The most common symptoms of allergic asthma are:

  • Wheezing (whistling sound of air moving through narrowed airways)
  • Chest Tightness
  • Coughing (particularly at night and early morning)
  • Shortness of breath (difficulty breathing)

The most common symptoms of allergic conjunctivitis are:

  • Itchy eyes
  • Redness of the eye
  • Tearing
  • Burning eyes

Outdoor allergies can cause all or only one of these conditions.

How are outdoor allergies diagnosed?

If outdoor allergies are suspected, your allergist will ask you about your health and family history and perform a physical exam. He or she will ask you to fill out a questionnaire about your symptoms to determine what type of symptoms you have, their severity and where and when the occur. It will be about the outdoor environment where you live and work or go to school as well as your home environment.  Your allergist may perform allergy tests to determine what you are allergic to and how severe the allergy is.    These tests include skin tests via prick technique or intradermal injection, blood tests (RAST) or challenge testing. The test results alone do not diagnose allergies.  All test results must be interpreted together with the medical history.
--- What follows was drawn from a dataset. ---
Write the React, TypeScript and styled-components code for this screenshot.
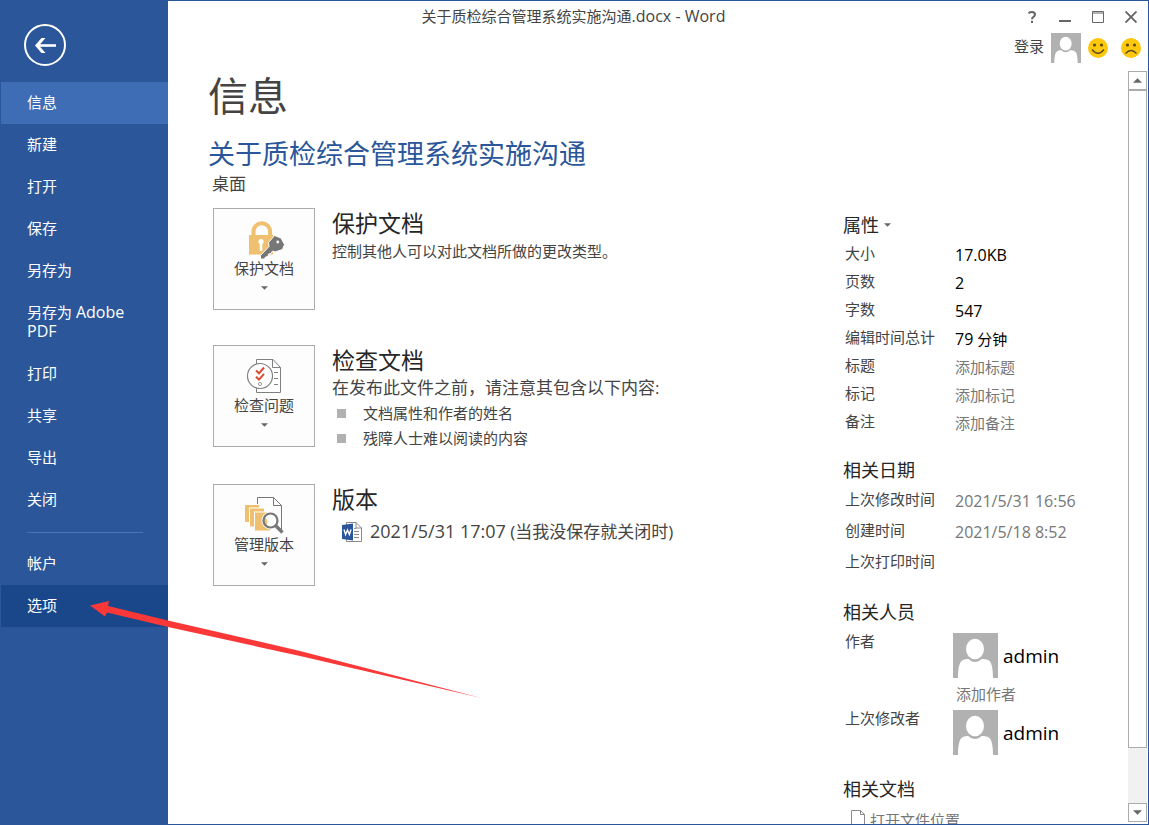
import React from "react";
import styled, { createGlobalStyle } from "styled-components";

const GlobalStyle = createGlobalStyle`
  *, *::before, *::after { box-sizing: border-box; }
  body {
    margin: 0;
    background: #fff;
    color: #444;
    font-family: "Open Sans", "Noto Sans CJK SC", sans-serif;
    font-size: 15px;
    line-height: 20px;
  }
  h1, h2, h3, p, ul, dl, dd { margin: 0; padding: 0; font-weight: 400; }
  button {
    font: inherit;
    color: inherit;
    background: none;
    border: 0;
    padding: 0;
    cursor: pointer;
  }
  svg { display: block; flex: none; }
`;

const Window = styled.div`
  position: relative;
  display: flex;
  height: 100vh;
  overflow: hidden;
  border: 1px solid #2b579a;
  border-left: 0;
`;

/* Navigation */
const Sidebar = styled.nav`
  flex: none;
  width: 168px;
  padding-left: 1px;
  background: #2b579a;
  color: #fff;
`;

const BackButton = styled.button`
  display: block;
  margin: 23px 0 16px 23px;
`;

const NavItem = styled.button<{ $tone?: string }>`
  display: block;
  width: 100%;
  padding: 11px 36px 12px 26px;
  line-height: 19px;
  text-align: left;
  background: ${(p) => p.$tone ?? "transparent"};
`;

const NavDivider = styled.hr`
  height: 1px;
  margin: 11px 25px 10px 26px;
  border: 0;
  background: #4a74b5;
`;

/* Latin letters are set one size up beside Chinese text. */
const Latin = styled.span<{ $size?: number }>`
  font-size: ${(p) => p.$size ?? 16}px;
`;

/* Main pane */
const Main = styled.main`
  flex: 1;
  min-width: 0;
  display: flex;
  flex-direction: column;
`;

const TitleBar = styled.header`
  display: flex;
  flex: none;
  height: 32px;
  padding-right: 1px;
`;

const WindowTitle = styled.div`
  flex: 1;
  padding-top: 5px;
  text-align: center;
  white-space: nowrap;
`;

const WindowControls = styled.div`
  display: flex;
  justify-content: flex-end;
  width: 168px;
`;

const IconButton = styled.button`
  display: flex;
  align-items: center;
  justify-content: center;
  width: 33px;
  height: 32px;
  color: #666;
`;

const AccountBar = styled.div`
  display: flex;
  flex: none;
  align-items: center;
  justify-content: flex-end;
  height: 30px;
  padding-right: 1px;
`;

const SignIn = styled.button`
  margin-right: 7px;
  padding-bottom: 4px;
`;

const ScrollPane = styled.div`
  flex: 1;
  min-height: 0;
  display: flex;
`;

const Content = styled.div`
  flex: 1;
  min-width: 0;
  overflow: hidden;
  padding: 5px 0 0 40px;
`;

const PageTitle = styled.h1`
  font-size: 40px;
  line-height: 56px;
`;

const DocTitle = styled.h2`
  margin-top: 12px;
  color: #2b579a;
  font-size: 27px;
  line-height: 36px;
`;

const DocPath = styled.p`
  padding-left: 4px;
  font-size: 17px;
  line-height: 24px;
`;

const Columns = styled.div`
  display: flex;
  margin-top: 12px;
`;

const Actions = styled.div`
  flex: 1;
  min-width: 0;
  display: flex;
  flex-direction: column;
  gap: 33px;
  padding-left: 5px;
`;

const Action = styled.section`
  display: flex;
  gap: 17px;
  min-height: 104px;
`;

const TileButton = styled.button`
  display: flex;
  flex: none;
  flex-direction: column;
  align-items: center;
  width: 102px;
  height: 102px;
  padding-top: 11px;
  border: 1px solid #ababab;
  background: #fdfdfd;

  svg + span { margin-bottom: 10px; line-height: 16px; }
`;

const ActionTitle = styled.h3`
  color: #262626;
  font-size: 23px;
  line-height: 30px;
`;

const ActionText = styled.p<{ $large?: boolean }>`
  font-size: ${(p) => (p.$large ? 17 : 15)}px;
  line-height: 26px;
`;

const BulletList = styled.ul`
  list-style: none;
  line-height: 25px;
`;

const Bullet = styled.li`
  display: flex;
  align-items: center;
  gap: 17px;
  padding-left: 5px;

  &::before {
    content: "";
    width: 9px;
    height: 9px;
    background: #b1b1b1;
  }
`;

const VersionLink = styled.button`
  display: flex;
  align-items: center;
  gap: 8px;
  padding: 4px 0 0 10px;
  font-size: 17px;
  line-height: 26px;
  white-space: nowrap;
`;

/* Document properties */
const Properties = styled.aside`
  flex: none;
  width: 285px;
  padding-top: 4px;
`;

const GroupTitle = styled.h3`
  display: flex;
  align-items: center;
  gap: 5px;
  color: #262626;
  font-size: 18px;
  line-height: 26px;
`;

const PropertyList = styled.dl<{ $row: number }>`
  display: grid;
  grid-template-columns: 110px 1fr;
  grid-auto-rows: ${(p) => p.$row}px;
  margin: 1px 0 22px;
  padding-left: 2px;
  line-height: ${(p) => p.$row}px;
`;

const Value = styled.dd<{ $muted?: boolean }>`
  padding-top: 2px;
  color: ${(p) => (p.$muted ? "#777" : "#000")};
`;

const PeopleList = styled.dl`
  display: grid;
  grid-template-columns: 108px 1fr;
  margin: 8px 0 21px;
  padding-left: 2px;
`;

const PersonLabel = styled.dt`
  line-height: 16px;
`;

const Person = styled.div`
  display: flex;
  align-items: center;
  gap: 5px;
  color: #000;
  font-size: 19px;
`;

const AddAuthor = styled.button`
  display: block;
  padding: 6px 0 6px 3px;
  color: #777;
`;

const FileLink = styled.button`
  display: flex;
  align-items: flex-start;
  gap: 5px;
  padding: 8px 0 0 8px;
  color: #777;
`;

/* Scroll bar */
const ScrollBar = styled.div`
  display: flex;
  flex: none;
  flex-direction: column;
  width: 19px;
  margin: 8px 1px 2px 0;
  background: #f1f1f1;
`;

const ScrollArrow = styled.button`
  display: flex;
  align-items: center;
  justify-content: center;
  height: 19px;
  border: 1px solid #ababab;
  background: #fff;
`;

const ScrollThumb = styled.div`
  height: 658px;
  flex: 0 1 auto;
  border: 1px solid #ababab;
  background: #fff;
`;

const ScrollTrack = styled.div`
  flex: 1 0 55px;
`;

const Annotation = styled.svg`
  position: absolute;
  left: 90px;
  top: 599px;
  pointer-events: none;
`;

const Triangle = ({ color = "#666", size = 7, up = false }) => (
  <svg width={size} height={Math.ceil(size / 2)} viewBox="0 0 8 4" aria-hidden="true">
    <path d={up ? "M0 4L4 0L8 4Z" : "M0 0H8L4 4Z"} fill={color} />
  </svg>
);

const Avatar = ({ size }: { size: number }) => (
  <svg width={size} height={size} viewBox="0 0 45 45" aria-hidden="true">
    <rect width="45" height="45" fill="#b1b1b1" />
    <ellipse cx="22" cy="16" rx="9" ry="10.3" fill="#fff" />
    <path d="M5 45C5 37 6 30 8.500 28C11 26 14 26 15.500 26C19 30 25 30 28.500 26C30 26 34 26 36.500 28C39 30 40 37 40 45Z" fill="#fff" />
  </svg>
);

const Face = ({ sad = false }) => (
  <svg width="20" height="20" viewBox="0 0 20 20" aria-hidden="true">
    <circle cx="10" cy="10" r="10" fill="#fdc70c" />
    <circle cx="6.500" cy="7" r="1.600" fill="#5b4a1e" />
    <circle cx="13.500" cy="7" r="1.600" fill="#5b4a1e" />
    <path
      d={sad ? "M4.500 15.500Q10 9.500 15.500 15.500" : "M4 11.500Q10 19 16 11.500"}
      fill="none"
      stroke="#5b4a1e"
      strokeWidth="1.300"
    />
  </svg>
);

const LockIcon = () => (
  <svg width="44" height="40" viewBox="-4 0 44 40" aria-hidden="true">
    <path d="M7.500 16V11.500A8.300 8.300 0 0 1 24.100 11.500V16" fill="none" stroke="#eec06f" strokeWidth="4" />
    <rect x="3" y="15" width="24" height="19.500" fill="#eec06f" />
    <circle cx="15" cy="21.500" r="2.600" fill="#fff" />
    <path d="M13.700 22H16.300V31H13.700Z" fill="#fff" />
    <path
      d="M28.500 15.500L35 18L38.500 24.500L36.500 29.500L29 32L26.500 31L25 33.500L22.500 34L22 36.500L19.500 37L18.500 39H14.500V35.500L23 26.500L22.500 22.500Z"
      fill="#777"
      stroke="#fff"
      strokeWidth="1"
    />
    <circle cx="31.800" cy="22" r="1.400" fill="#fff" />
  </svg>
);

const InspectIcon = () => (
  <svg width="44" height="40" viewBox="-4 0 44 40" fill="none" aria-hidden="true">
    <path d="M10.500 35.500V2.500H27L34.500 10.500V35.500ZM26.500 2.500V10.500H34.500" fill="#fff" stroke="#808080" />
    <path d="M28 15.500H32M28 21.500H32M28 27.500H32" stroke="#808080" />
    <circle cx="14" cy="19" r="12.500" fill="#fff" stroke="#808080" strokeWidth="1.200" />
    <path d="M10 13.500L13 16.300L18 10.500M10 19.800L13 22.600L18 16.800" stroke="#dc4a32" strokeWidth="2" />
    <circle cx="14" cy="27" r="1.600" stroke="#999" />
  </svg>
);

const VersionsIcon = () => (
  <svg width="44" height="40" viewBox="-4 0 44 40" fill="none" aria-hidden="true">
    <path d="M11.500 9V1.500H27.500L35.500 9.500V35M27.500 1.500V9.500H35.500" stroke="#777" />
    <g fill="#eec06f" stroke="#fdfdfd">
      <rect x="-1.500" y="8.500" width="15" height="18" />
      <rect x="3.500" y="12" width="15" height="19" />
      <rect x="8.500" y="16" width="16" height="19" />
    </g>
    <circle cx="24.500" cy="24.500" r="9" fill="#fdfdfd" />
    <path d="M19 20.500A7 7 0 0 0 20 30Q23 26 19 20.500Z" fill="#eec06f" />
    <circle cx="24.500" cy="24.500" r="7" stroke="#777" strokeWidth="2.200" />
    <path d="M29.500 29.500L36.500 36.500" stroke="#777" strokeWidth="3.400" />
  </svg>
);

const WordFileIcon = () => (
  <svg width="20" height="22" viewBox="0 0 20 22" fill="none" aria-hidden="true">
    <path d="M4.500 1.500H14L19.500 7V20.500H4.500Z" fill="#fff" stroke="#8a8a8a" />
    <path d="M14 1.500V7H19.500" stroke="#8a8a8a" />
    <path d="M12 7.500H14M12 10.500H17M12 13.500H17M12 16.500H17" stroke="#8a8a8a" />
    <path d="M0 4L11 2.500V19.500L0 18Z" fill="#2b579a" />
    <path d="M2 8.500L3.600 13.500L5.500 9L7.400 13.500L9 8.500" stroke="#fff" strokeWidth="1.400" />
  </svg>
);

const navTop = ["新建", "打开", "保存", "另存为"];
const navBottom = ["打印", "共享", "导出", "关闭"];

const facts: { label: string; value: React.ReactNode; add?: boolean }[] = [
  { label: "大小", value: <Latin>17.0KB</Latin> },
  { label: "页数", value: <Latin>2</Latin> },
  { label: "字数", value: <Latin>547</Latin> },
  { label: "编辑时间总计", value: <><Latin>79</Latin> 分钟</> },
  { label: "标题", value: "添加标题", add: true },
  { label: "标记", value: "添加标记", add: true },
  { label: "备注", value: "添加备注", add: true },
];

const dates = [
  { label: "上次修改时间", value: "2021/5/31 16:56" },
  { label: "创建时间", value: "2021/5/18 8:52" },
  { label: "上次打印时间", value: "" },
];

export default function App() {
  return (
    <>
      <GlobalStyle />
      <Window>
        <Sidebar>
          <BackButton aria-label="返回">
            <svg width="42" height="42" viewBox="0 0 42 42" fill="none" stroke="#fff">
              <circle cx="21" cy="21" r="20" strokeWidth="2" />
              <path d="M32 21.500H13" strokeWidth="2.600" />
              <path d="M21.500 14H17.500L11 21.500L17.500 29H21.500L15 21.500Z" fill="#fff" stroke="none" />
            </svg>
          </BackButton>
          <NavItem $tone="#3e6db5">信息</NavItem>
          {navTop.map((n) => <NavItem key={n}>{n}</NavItem>)}
          <NavItem>另存为 <Latin>Adobe PDF</Latin></NavItem>
          {navBottom.map((n) => <NavItem key={n}>{n}</NavItem>)}
          <NavDivider />
          <NavItem>帐户</NavItem>
          <NavItem $tone="#194789">选项</NavItem>
        </Sidebar>

        <Main>
          <TitleBar>
            <WindowTitle>关于质检综合管理系统实施沟通<Latin>.docx - Word</Latin></WindowTitle>
            <WindowControls>
              <IconButton aria-label="帮助">
                <svg width="10" height="12" viewBox="0 0 10 12" fill="none" stroke="currentColor" strokeWidth="2">
                  <path d="M1.500 2.200Q3 1 5 1Q8 1 8 3.500Q8 5 6.500 5.800Q5 6.700 5 8.300M5 9.700V12" />
                </svg>
              </IconButton>
              <IconButton aria-label="最小化">
                <svg width="12" height="12" viewBox="0 0 12 12"><path d="M0 9H12V11H0Z" fill="currentColor" /></svg>
              </IconButton>
              <IconButton aria-label="最大化">
                <svg width="12" height="12" viewBox="0 0 12 12" fill="none" stroke="currentColor">
                  <path d="M0.500 0.500H11.500V11.500H0.500ZM0 2H12" />
                </svg>
              </IconButton>
              <IconButton aria-label="关闭窗口">
                <svg width="12" height="12" viewBox="0 0 12 12" fill="none" stroke="currentColor" strokeWidth="1.900">
                  <path d="M0.500 0.500L11.500 11.500M11.500 0.500L0.500 11.500" />
                </svg>
              </IconButton>
            </WindowControls>
          </TitleBar>
          <AccountBar>
            <SignIn>登录</SignIn>
            <Avatar size={30} />
            <IconButton aria-label="微笑"><Face /></IconButton>
            <IconButton aria-label="哭脸"><Face sad /></IconButton>
          </AccountBar>

          <ScrollPane>
            <Content>
              <PageTitle>信息</PageTitle>
              <DocTitle>关于质检综合管理系统实施沟通</DocTitle>
              <DocPath>桌面</DocPath>
              <Columns>
                <Actions>
                  <Action>
                    <TileButton><LockIcon /><span>保护文档</span><Triangle /></TileButton>
                    <div>
                      <ActionTitle>保护文档</ActionTitle>
                      <ActionText>控制其他人可以对此文档所做的更改类型。</ActionText>
                    </div>
                  </Action>
                  <Action>
                    <TileButton><InspectIcon /><span>检查问题</span><Triangle /></TileButton>
                    <div>
                      <ActionTitle>检查文档</ActionTitle>
                      <ActionText $large>在发布此文件之前，请注意其包含以下内容:</ActionText>
                      <BulletList>
                        <Bullet>文档属性和作者的姓名</Bullet>
                        <Bullet>残障人士难以阅读的内容</Bullet>
                      </BulletList>
                    </div>
                  </Action>
                  <Action>
                    <TileButton><VersionsIcon /><span>管理版本</span><Triangle /></TileButton>
                    <div>
                      <ActionTitle>版本</ActionTitle>
                      <VersionLink>
                        <WordFileIcon />
                        <span><Latin $size={18}>2021/5/31 17:07</Latin> (当我没保存就关闭时)</span>
                      </VersionLink>
                    </div>
                  </Action>
                </Actions>

                <Properties>
                  <GroupTitle>属性 <Triangle /></GroupTitle>
                  <PropertyList $row={28}>
                    {facts.map((f) => (
                      <React.Fragment key={f.label}>
                        <dt>{f.label}</dt>
                        <Value $muted={f.add}>{f.add ? <button>{f.value}</button> : f.value}</Value>
                      </React.Fragment>
                    ))}
                  </PropertyList>
                  <GroupTitle>相关日期</GroupTitle>
                  <PropertyList $row={31}>
                    {dates.map((d) => (
                      <React.Fragment key={d.label}>
                        <dt>{d.label}</dt>
                        <Value $muted><Latin>{d.value}</Latin></Value>
                      </React.Fragment>
                    ))}
                  </PropertyList>
                  <GroupTitle>相关人员</GroupTitle>
                  <PeopleList>
                    <PersonLabel>作者</PersonLabel>
                    <dd>
                      <Person><Avatar size={45} />admin</Person>
                      <AddAuthor>添加作者</AddAuthor>
                    </dd>
                    <PersonLabel>上次修改者</PersonLabel>
                    <dd><Person><Avatar size={45} />admin</Person></dd>
                  </PeopleList>
                  <GroupTitle>相关文档</GroupTitle>
                  <FileLink>
                    <svg width="14" height="18" viewBox="0 0 14 18" fill="#fff" stroke="#8a8a8a" aria-hidden="true">
                      <path d="M0.500 0.500H9.500L13.500 4.500V17.500H0.500ZM9.500 0.500V4.500H13.500" />
                    </svg>
                    打开文件位置
                  </FileLink>
                </Properties>
              </Columns>
            </Content>
            <ScrollBar>
              <ScrollArrow aria-label="向上滚动"><Triangle size={9} up /></ScrollArrow>
              <ScrollThumb />
              <ScrollTrack />
              <ScrollArrow aria-label="向下滚动"><Triangle size={9} /></ScrollArrow>
            </ScrollBar>
          </ScrollPane>
        </Main>

        <Annotation width="392" height="100" viewBox="0 0 392 100" aria-hidden="true">
          <path d="M0 5.500L19 1L18 6L78 20.500L210 51L391.500 98L210 56L78 27L17 12.500L15 16.500Z" fill="#fb3838" />
        </Annotation>
      </Window>
    </>
  );
}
Who gets seasonal allergies?

Seasonal allergies affect people of all ages. Children of parents who are affected by allergies are more likely to be affected as well. Different climates have different allergies and will affect people differently.

How are outdoor allergies treated?

Treatment is determined on an individual basis as prescribed by your physician.  Please contact our office to schedule an appointment with one of our allergy and asthma specialists.  

Is there a cure for outdoor allergies?

There is no cure for outdoor allergies. However, most symptoms of allergic rhinitis can be treated and immunotherapy can provide long lasting reduction or elimination of symptoms.

What are the possible complications of outdoor allergies?

The most common complication of outdoor allergies is sinusitis.

How can I prevent developing outdoor allergies?

There is no known way to prevent developing these allergies.